In one of his many great speeches fortunately recorded for posterity, Malcolm X talked about the house Negro and the field Negro. Malcolm said, “When the slave master got sick, the house Negro said, ‘Wat’sa madda massa, we sick?’”
It was house Negroes who got wind of planned slave revolts and snitched to their white “benefactors,” i.e., slave masters. In 1800, Gabriel Prosser had some 40,000 slaves involved in his Virginia revolt before it was betrayed. Denmark Vesey suffered the same fate during his 1822 Charleston, South Carolina revolt involving 9,000 slaves with stolen munitions and manufactured weapons. So did Nat Turner in 1831.
The renowned Dr. Herbert Aptheker writes in his book, American Negro Slave Revolts, that there were 250 slave revolts and conspiracies during slavery in the United States of America alone. There were also all manner of slave revolts in the Caribbean Islands and throughout South America during the Trans-Atlantic African Slave Trade, reports Dr. John Henrik Clarke in his book, Africans at the Crossroads.
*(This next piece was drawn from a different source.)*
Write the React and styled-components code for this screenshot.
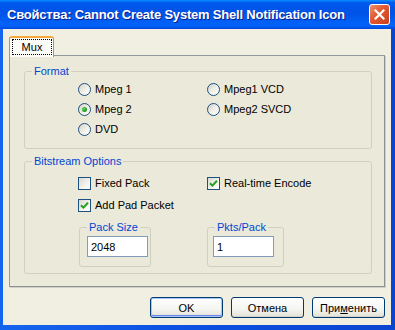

Today that demarcation line that once separated house Negro and field Negro is now a philosophical and psychological chasm that so many black people tend to traverse, back and forth, at different points, grabbing at this, that and the other: Integrationists trying to assimilate, black Christians avoiding involvement, the “talented tenth” fleeing inner cities, the poor and near-poor resigned to “fate,” and the pimps, prostitutes and dealers of every stripe steady at the ready to fleece.
If you are black and somehow confused, understandably, it is hardly unavoidable. We are African people separated from our various homelands on the continent, our historical families, cultures, religions, languages and thought, so far for 500 years. A growing affinity taking place all over America – indeed, the Western world – is the desire of whites to become browner and blacks to become lighter, in color and attitude/culture. A few years ago, Time magazine coined it “The Browning of America.”
If the integrationists have their way, we’ll go slow and make modest gains, and in time there won’t be any problem because we’ll all be brown! If the neo-conservatives have their way, they’ll fight to the death for the “purity” of the white race and its dominance of America and the world.
But with all the natural resources in Africa needed by every nation, for people of African descent not to see themselves as potentially wealthy, and adopt a neo-Pan-African economic and political philosophy and action plan to unite Africa for people of African descent, is foolhardy. In this yet young century, it is imperative for blacks to unite around one thing: How to get control of Africa and all its resources.
Even after being raped and pillaged for five centuries, Africa has enough sunlight and hydroelectric power – the use of waterpower to produce electricity – for its people and for manufacturing anything and everything. While confusion can come about through lack of correct information, insanity is the inability to perceive reality. The immediate future is awaiting determination of what the collective mindset is, and will be, of African people throughout the Diaspora.
Anyone familiar with my musing is aware that instead of dealing with the pseudo issue of so-called “racism,” I instead focus on the undeniable, philosophical, religious, economic, political and cultural history of white nationalism, specifically as it relates to people of African descent. Dick Cheney is a white nationalist and so are Rush Limbaugh and Sarah Palin. They are the leading neo-conservatives. Florida Gov. Charlie Crist, Chief Financial Officer Alex Sink and Attorney General Bill McCollum are also white nationalists, don’t be confused.
Dr. Ron Daniels says it best in a recent article in which he wrote, “America’s penchant for historical amnesia notwithstanding . . . a significant portion of the wealth of America is directly or indirectly attributable to the enormous super-profits derived from the trans-Atlantic slave trade and generations of free labor extracted from enslaved Africans who toiled from Wall Street, the plantations in the South to the nation’s capital. Given the ‘acceleration principle’ and ‘multiplier effect’ as factors in economic growth/development, all Euro-ethnics benefited, though unevenly, from profits reaped from the ‘peculiar institution’ [slavery].”